Reading About Reading

How to Read Literature Like a Professor: A Lively and Entertaining Guide to Reading Between the Lines by Thomas C. Foster

What a nifty book. In a conversational tone, Foster describes the meanings of baptism, vampires (I was surprised by this one!), dining scenes, and more, in literature. His light approach makes me think he must be one of those professors whose classes everyone scrambles to take. The thing I like about this book is that Foster offers up a traditional literary device or symbol I thought I understood, and then he takes it one step further than I expected. And his writing is deft and fresh enough that it never feels like he’s teaching; instead, I’m having a fun time reading, and I’m learning along the way. Excellent.
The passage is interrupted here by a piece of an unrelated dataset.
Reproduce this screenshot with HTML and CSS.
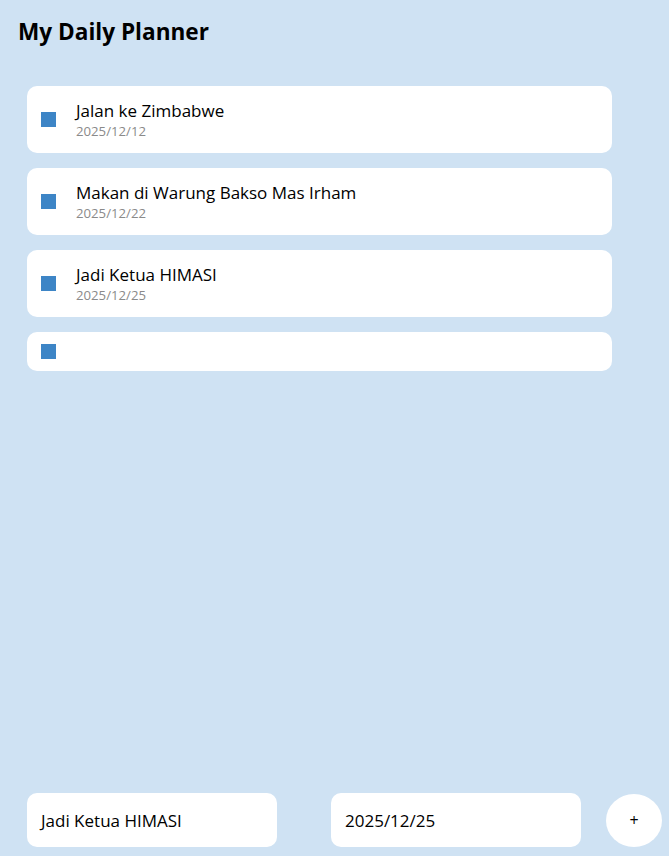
FILE: index.html
```html
<!DOCTYPE html>
<html lang="id">
<head>
<meta charset="utf-8">
<title>My Daily Planner</title>
<link rel="stylesheet" href="styles.css">
</head>
<body>
<div class="app">
  <h1 class="title">My Daily Planner</h1>
  <ul class="list">
    <li class="card">
      <span class="check"></span>
      <div class="info">
        <div class="name">Jalan ke Zimbabwe</div>
        <div class="date">2025/12/12</div>
      </div>
    </li>
    <li class="card">
      <span class="check"></span>
      <div class="info">
        <div class="name">Makan di Warung Bakso Mas Irham</div>
        <div class="date">2025/12/22</div>
      </div>
    </li>
    <li class="card">
      <span class="check"></span>
      <div class="info">
        <div class="name">Jadi Ketua HIMASI</div>
        <div class="date">2025/12/25</div>
      </div>
    </li>
    <li class="card card-empty">
      <span class="check"></span>
    </li>
  </ul>
  <form class="form">
    <div class="field">Jadi Ketua HIMASI</div>
    <div class="field">2025/12/25</div>
    <button type="button" class="add">+</button>
  </form>
</div>
</body>
</html>
```

FILE: styles.css
```css
html, body {
  margin: 0;
  padding: 0;
  background: #cfe2f3;
  font-family: "Open Sans", "Noto Sans", sans-serif;
  color: #000;
}
.app {
  min-height: 856px;
  box-sizing: border-box;
  display: flex;
  flex-direction: column;
  padding: 0 0 9px 18px;
}
.title {
  margin: 16px 0 0 0;
  font-size: 22.6px;
  line-height: 32px;
  font-weight: 700;
}
.list {
  list-style: none;
  margin: 38px 0 0 9px;
  padding: 0;
  width: 585px;
  flex: 1;
  display: flex;
  flex-direction: column;
  gap: 15px;
}
.card {
  background: #fff;
  border-radius: 10px;
  height: 67px;
  box-sizing: border-box;
  padding: 0 14px;
  display: flex;
  align-items: center;
  gap: 20px;
}
.card-empty {
  height: 39px;
}
.check {
  width: 15px;
  height: 15px;
  background: #3d85c6;
  flex: none;
}
.info {
  display: flex;
  flex-direction: column;
}
.name {
  font-size: 17px;
  line-height: 22px;
}
.date {
  margin-top: 1px;
  font-size: 13.2px;
  line-height: 17px;
  color: #8a8a8a;
}
.form {
  display: flex;
  align-items: center;
  margin: 0 0 0 9px;
}
.field {
  width: 250px;
  height: 54px;
  box-sizing: border-box;
  background: #fff;
  border-radius: 10px;
  padding: 0 14px;
  display: flex;
  align-items: center;
  font-size: 17px;
}
.field + .field {
  margin-left: 54px;
}
.add {
  margin-left: 25px;
  width: 56px;
  height: 53px;
  border: none;
  border-radius: 50%;
  background: #fff;
  font-family: "Open Sans", sans-serif;
  font-size: 16px;
  color: #000;
  padding: 0;
}
```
Also, while the subtitle includes the words “reading between the lines,” I found this book to be fine reading while waiting in the grocery store line. True story.

A Paean to Reading

The Uncommon Reader by Alan Bennett

A very book-ish sort of book! Imagine what would happen if Queen Elizabeth II were to begin reading… compulsively, widely, and attentively. (If you envision all heck breaking loose, then you and Alan Bennett are on the same page.) In this enchanting novella, the queen’s dogs create a huge ruckus near the “travelling library” that is parked near the palace, so she goes in to apologize and then checks out a book just to be polite. And thus she starts down a slippery slope… She becomes addicted to books. And man, does it make her advisors nervous. A lovely little book about the glories and the power of reading.

Haven for Readers

Bachelor Brothers’ Bed and Breakfast by Bill Richardson

This little novel is set in a heaven on earth: an inn that is a haven for readers, where the aim of their vacation is to get caught up on their reading. Ahhh… what pleasure. Two brothers run the bed and breakfast, and together with their guests, they narrate the sweetly humorous events that take place in this enchanting setting. The book also contains book lists, such as “Hector’s List of Favourite Authors for the Bath,” which add to this cozy book’s charm. Pour yourself a cup of tea, draw a chair up near the fireplace, and escape into this lovely world.